*Written exercise*
Within the records that follow, find every line containing the string "components". Copy those lines.

*Excerpt from a dataset*
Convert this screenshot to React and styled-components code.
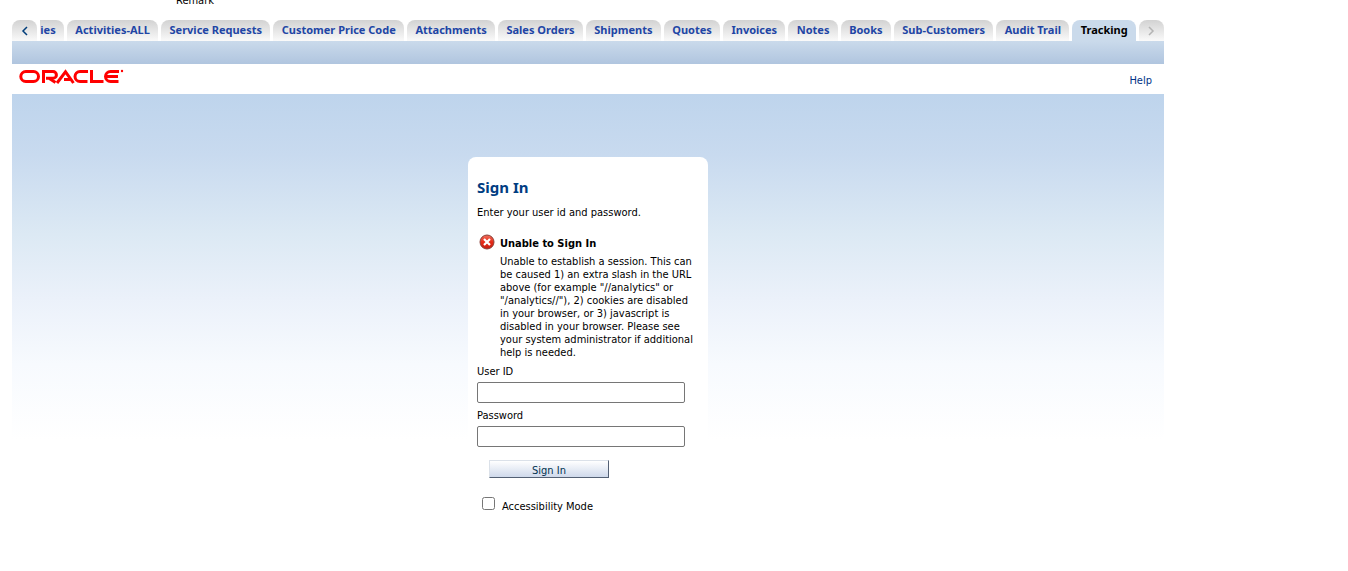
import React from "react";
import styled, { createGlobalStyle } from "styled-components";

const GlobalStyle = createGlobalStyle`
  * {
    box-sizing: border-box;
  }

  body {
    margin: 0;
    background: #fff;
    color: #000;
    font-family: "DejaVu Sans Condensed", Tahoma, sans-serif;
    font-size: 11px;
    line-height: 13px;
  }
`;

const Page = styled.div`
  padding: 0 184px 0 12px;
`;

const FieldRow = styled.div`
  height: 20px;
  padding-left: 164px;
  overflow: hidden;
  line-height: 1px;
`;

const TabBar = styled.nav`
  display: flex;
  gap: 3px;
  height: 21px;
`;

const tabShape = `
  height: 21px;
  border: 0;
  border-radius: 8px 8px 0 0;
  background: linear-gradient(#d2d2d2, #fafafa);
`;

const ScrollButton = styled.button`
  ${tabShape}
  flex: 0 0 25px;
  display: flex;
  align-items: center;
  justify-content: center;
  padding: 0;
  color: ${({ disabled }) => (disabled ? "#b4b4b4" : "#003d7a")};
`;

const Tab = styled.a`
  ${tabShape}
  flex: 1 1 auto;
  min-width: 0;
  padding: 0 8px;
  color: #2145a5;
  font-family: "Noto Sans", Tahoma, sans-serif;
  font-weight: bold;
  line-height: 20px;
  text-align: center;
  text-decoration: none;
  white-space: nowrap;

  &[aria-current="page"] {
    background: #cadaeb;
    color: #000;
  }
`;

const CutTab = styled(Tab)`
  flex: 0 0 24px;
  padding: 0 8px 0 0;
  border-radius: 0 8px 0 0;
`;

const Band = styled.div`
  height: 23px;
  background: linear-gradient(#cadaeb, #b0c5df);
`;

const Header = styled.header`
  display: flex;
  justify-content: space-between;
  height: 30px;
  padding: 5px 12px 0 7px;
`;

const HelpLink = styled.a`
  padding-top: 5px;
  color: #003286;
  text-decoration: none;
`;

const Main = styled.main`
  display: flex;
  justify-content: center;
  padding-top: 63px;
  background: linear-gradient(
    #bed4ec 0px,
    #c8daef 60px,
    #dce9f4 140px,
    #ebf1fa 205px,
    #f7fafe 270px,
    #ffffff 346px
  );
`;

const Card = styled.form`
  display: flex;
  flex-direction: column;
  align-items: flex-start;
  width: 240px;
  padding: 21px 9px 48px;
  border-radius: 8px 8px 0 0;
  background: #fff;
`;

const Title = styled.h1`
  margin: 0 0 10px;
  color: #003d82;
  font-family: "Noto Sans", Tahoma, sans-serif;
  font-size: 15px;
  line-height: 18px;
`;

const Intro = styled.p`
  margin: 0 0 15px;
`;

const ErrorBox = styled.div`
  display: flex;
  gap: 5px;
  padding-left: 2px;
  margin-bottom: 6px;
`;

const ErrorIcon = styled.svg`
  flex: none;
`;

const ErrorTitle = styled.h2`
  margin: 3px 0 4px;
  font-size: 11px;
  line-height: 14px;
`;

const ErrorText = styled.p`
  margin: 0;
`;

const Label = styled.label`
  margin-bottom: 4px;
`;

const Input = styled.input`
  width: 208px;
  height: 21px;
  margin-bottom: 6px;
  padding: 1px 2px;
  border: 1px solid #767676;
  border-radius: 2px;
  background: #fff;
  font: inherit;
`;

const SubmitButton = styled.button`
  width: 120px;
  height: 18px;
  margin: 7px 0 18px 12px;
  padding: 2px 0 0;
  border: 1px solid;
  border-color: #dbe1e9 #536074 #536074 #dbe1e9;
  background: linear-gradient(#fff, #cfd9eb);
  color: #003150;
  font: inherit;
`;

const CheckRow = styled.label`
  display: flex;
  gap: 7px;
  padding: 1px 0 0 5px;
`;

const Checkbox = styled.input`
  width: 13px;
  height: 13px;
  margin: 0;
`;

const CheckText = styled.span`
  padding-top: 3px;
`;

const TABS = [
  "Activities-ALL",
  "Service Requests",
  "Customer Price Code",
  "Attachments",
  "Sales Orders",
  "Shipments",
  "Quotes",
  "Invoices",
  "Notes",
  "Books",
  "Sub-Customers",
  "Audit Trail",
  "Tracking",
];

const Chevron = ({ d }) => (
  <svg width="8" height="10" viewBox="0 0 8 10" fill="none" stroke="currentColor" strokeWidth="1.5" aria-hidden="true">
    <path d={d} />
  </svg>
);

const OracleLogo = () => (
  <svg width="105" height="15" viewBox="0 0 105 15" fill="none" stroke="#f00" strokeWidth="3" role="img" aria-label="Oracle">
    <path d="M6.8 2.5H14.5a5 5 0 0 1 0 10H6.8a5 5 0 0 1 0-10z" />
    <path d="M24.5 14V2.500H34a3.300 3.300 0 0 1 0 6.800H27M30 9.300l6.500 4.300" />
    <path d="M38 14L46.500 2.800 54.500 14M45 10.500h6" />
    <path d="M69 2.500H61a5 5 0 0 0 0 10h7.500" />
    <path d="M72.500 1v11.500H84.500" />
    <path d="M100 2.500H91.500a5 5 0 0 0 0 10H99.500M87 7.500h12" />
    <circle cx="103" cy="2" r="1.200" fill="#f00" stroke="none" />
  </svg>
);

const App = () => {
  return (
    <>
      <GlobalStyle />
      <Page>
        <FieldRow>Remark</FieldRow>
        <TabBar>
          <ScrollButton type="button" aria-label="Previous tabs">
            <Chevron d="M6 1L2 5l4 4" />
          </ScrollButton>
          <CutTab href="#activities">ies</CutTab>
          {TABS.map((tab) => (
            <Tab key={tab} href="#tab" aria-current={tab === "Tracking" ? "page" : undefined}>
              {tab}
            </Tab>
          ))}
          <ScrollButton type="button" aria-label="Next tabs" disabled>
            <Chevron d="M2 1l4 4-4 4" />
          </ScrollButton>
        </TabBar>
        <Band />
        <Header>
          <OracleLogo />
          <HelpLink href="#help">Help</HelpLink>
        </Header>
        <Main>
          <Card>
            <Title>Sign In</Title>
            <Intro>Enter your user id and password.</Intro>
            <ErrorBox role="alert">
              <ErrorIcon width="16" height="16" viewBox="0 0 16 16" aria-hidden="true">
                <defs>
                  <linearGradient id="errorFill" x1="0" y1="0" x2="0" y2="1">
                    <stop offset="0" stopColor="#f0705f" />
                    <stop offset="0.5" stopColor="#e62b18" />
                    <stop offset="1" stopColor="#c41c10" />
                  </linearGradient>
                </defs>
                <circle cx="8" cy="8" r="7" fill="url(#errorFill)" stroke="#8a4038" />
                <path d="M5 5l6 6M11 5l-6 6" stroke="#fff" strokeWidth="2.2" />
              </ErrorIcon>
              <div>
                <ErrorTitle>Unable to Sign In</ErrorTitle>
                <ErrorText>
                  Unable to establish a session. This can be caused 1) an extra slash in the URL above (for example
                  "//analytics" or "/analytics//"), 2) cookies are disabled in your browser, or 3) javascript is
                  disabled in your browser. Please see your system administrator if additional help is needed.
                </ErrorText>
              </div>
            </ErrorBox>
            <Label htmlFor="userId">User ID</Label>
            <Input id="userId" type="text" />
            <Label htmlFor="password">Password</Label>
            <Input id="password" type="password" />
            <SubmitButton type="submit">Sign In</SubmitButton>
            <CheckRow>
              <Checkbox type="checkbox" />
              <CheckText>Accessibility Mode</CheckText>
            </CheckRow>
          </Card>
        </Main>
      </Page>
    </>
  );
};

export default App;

...

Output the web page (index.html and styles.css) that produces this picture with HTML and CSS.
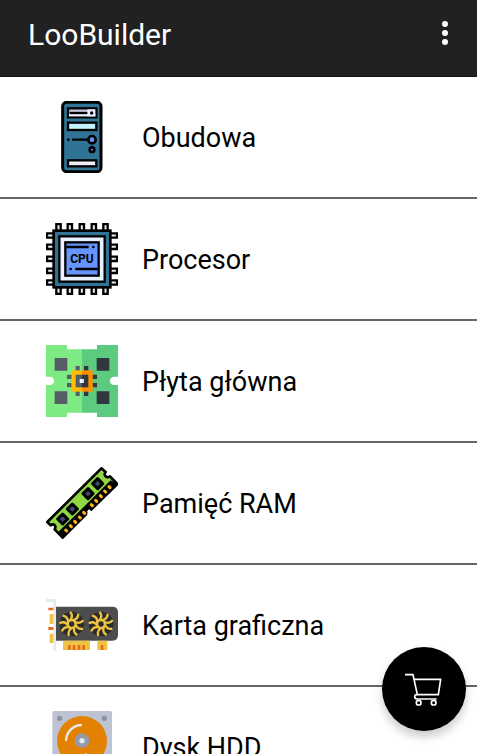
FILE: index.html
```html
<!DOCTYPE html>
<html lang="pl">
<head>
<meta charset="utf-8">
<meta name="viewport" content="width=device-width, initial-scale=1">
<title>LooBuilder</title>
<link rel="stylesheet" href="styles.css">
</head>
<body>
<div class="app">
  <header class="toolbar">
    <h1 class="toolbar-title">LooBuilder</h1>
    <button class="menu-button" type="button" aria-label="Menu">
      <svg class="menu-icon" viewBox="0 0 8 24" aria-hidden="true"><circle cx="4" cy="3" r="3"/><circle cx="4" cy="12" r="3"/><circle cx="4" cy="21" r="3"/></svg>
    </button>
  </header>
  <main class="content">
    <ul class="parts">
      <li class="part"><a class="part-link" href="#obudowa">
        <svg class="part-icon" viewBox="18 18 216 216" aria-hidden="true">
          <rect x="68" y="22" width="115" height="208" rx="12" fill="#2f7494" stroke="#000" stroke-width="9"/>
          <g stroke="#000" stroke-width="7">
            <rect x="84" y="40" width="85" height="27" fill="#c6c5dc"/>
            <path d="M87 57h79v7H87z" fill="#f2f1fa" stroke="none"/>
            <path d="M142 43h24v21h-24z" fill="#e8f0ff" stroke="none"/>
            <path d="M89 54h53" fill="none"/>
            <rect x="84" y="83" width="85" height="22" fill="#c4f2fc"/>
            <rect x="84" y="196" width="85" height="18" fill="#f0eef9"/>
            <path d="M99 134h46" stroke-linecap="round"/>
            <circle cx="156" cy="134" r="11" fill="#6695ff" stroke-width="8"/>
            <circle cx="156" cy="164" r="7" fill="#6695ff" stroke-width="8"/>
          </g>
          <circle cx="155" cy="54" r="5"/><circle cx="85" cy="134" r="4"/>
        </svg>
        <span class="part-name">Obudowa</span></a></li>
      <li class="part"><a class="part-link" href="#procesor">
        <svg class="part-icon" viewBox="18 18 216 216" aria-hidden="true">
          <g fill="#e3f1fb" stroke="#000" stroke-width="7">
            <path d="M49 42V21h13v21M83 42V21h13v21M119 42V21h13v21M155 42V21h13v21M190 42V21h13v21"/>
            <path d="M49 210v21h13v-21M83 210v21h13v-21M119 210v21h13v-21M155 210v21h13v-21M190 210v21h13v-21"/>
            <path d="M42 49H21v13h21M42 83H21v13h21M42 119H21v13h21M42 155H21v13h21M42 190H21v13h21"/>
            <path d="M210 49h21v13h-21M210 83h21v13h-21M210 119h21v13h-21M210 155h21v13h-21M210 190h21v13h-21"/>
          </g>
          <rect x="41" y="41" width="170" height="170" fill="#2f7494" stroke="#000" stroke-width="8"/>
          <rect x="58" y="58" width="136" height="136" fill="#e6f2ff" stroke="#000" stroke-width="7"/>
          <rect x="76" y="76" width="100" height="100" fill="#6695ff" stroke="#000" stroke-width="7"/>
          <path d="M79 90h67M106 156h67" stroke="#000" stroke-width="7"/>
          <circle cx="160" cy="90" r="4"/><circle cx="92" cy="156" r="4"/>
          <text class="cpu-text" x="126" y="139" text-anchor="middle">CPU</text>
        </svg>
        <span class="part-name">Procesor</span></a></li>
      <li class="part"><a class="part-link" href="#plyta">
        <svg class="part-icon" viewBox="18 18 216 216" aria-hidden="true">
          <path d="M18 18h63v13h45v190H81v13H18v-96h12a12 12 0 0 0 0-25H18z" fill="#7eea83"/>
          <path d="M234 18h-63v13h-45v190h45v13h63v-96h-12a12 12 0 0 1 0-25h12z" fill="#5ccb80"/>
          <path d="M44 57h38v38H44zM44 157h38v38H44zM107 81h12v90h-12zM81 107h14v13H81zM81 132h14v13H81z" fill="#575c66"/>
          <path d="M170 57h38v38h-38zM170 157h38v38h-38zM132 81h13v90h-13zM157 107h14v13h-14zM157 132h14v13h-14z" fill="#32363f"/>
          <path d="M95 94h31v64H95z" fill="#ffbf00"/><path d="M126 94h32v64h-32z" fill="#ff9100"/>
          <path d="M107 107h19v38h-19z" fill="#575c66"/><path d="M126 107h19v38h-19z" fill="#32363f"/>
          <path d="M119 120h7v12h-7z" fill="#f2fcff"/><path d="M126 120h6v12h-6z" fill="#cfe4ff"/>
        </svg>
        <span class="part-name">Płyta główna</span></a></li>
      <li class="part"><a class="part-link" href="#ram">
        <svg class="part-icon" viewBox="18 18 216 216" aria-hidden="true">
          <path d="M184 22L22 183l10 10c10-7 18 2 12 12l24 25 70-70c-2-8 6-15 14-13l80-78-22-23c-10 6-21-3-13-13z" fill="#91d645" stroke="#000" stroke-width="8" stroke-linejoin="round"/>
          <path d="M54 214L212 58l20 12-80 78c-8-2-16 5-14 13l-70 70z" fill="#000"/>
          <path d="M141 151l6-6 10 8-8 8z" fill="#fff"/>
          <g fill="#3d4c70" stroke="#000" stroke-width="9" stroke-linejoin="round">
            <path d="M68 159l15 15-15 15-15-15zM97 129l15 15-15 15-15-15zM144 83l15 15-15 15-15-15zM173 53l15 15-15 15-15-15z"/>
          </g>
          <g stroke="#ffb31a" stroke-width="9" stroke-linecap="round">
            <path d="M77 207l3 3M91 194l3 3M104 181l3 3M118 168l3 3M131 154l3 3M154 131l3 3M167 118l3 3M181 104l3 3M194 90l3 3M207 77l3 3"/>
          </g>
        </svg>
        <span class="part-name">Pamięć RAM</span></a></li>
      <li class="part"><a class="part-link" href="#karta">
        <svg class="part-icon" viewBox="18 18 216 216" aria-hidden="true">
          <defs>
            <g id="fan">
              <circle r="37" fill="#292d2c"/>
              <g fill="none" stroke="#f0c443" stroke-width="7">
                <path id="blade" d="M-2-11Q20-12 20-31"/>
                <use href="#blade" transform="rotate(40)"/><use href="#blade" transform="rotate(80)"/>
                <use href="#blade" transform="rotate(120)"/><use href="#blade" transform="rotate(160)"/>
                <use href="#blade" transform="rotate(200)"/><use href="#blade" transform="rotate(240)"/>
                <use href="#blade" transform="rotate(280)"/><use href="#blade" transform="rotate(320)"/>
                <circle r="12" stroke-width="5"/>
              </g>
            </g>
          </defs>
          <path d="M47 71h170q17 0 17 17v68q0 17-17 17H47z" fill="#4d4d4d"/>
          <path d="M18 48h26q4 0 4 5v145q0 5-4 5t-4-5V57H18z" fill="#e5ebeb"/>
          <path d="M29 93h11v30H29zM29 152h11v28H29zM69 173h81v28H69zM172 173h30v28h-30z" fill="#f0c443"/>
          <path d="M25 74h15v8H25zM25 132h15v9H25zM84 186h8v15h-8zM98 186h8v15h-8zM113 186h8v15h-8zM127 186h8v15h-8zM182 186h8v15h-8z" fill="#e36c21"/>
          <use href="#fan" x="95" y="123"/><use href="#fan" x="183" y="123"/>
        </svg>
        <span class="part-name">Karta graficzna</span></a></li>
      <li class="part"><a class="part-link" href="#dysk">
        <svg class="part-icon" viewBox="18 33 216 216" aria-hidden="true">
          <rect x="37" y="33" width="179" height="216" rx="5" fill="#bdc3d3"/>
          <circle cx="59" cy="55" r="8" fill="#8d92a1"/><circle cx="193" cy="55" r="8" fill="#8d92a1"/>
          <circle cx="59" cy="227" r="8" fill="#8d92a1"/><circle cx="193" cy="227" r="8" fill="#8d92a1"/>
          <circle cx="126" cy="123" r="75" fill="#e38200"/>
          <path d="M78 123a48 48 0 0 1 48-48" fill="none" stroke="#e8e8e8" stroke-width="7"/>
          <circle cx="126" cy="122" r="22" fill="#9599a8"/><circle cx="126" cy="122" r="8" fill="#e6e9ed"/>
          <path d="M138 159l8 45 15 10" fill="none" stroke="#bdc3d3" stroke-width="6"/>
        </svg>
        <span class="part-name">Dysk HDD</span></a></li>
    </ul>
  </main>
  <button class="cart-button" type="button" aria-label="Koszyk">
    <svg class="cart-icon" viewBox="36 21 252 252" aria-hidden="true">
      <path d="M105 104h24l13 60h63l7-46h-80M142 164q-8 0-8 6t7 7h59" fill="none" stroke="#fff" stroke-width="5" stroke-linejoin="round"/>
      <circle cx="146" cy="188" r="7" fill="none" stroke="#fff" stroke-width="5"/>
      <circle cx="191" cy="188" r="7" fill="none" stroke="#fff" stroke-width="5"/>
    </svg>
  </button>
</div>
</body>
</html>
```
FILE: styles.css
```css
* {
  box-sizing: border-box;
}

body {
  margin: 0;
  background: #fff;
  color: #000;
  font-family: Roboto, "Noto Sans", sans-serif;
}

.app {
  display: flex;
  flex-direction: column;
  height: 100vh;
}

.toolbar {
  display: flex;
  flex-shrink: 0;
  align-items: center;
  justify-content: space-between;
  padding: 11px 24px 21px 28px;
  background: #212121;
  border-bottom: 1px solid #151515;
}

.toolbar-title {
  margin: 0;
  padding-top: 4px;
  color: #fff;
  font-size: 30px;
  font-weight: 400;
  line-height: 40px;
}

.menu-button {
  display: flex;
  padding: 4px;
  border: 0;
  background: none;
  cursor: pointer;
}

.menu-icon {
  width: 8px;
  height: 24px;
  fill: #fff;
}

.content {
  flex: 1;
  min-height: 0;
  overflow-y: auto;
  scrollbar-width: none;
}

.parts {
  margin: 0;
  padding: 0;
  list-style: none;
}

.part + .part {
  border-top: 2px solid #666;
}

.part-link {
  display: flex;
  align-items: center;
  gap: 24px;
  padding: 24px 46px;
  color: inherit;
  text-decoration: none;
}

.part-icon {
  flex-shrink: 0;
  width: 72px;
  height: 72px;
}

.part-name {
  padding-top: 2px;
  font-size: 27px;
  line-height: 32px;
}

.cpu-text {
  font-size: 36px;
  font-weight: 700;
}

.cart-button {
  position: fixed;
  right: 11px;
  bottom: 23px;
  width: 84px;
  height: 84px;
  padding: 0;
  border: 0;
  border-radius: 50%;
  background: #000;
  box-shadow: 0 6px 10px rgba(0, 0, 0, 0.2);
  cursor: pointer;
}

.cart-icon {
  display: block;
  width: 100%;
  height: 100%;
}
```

*Task answer*
Convert this screenshot to React and styled-components code.
import styled, { createGlobalStyle } from "styled-components";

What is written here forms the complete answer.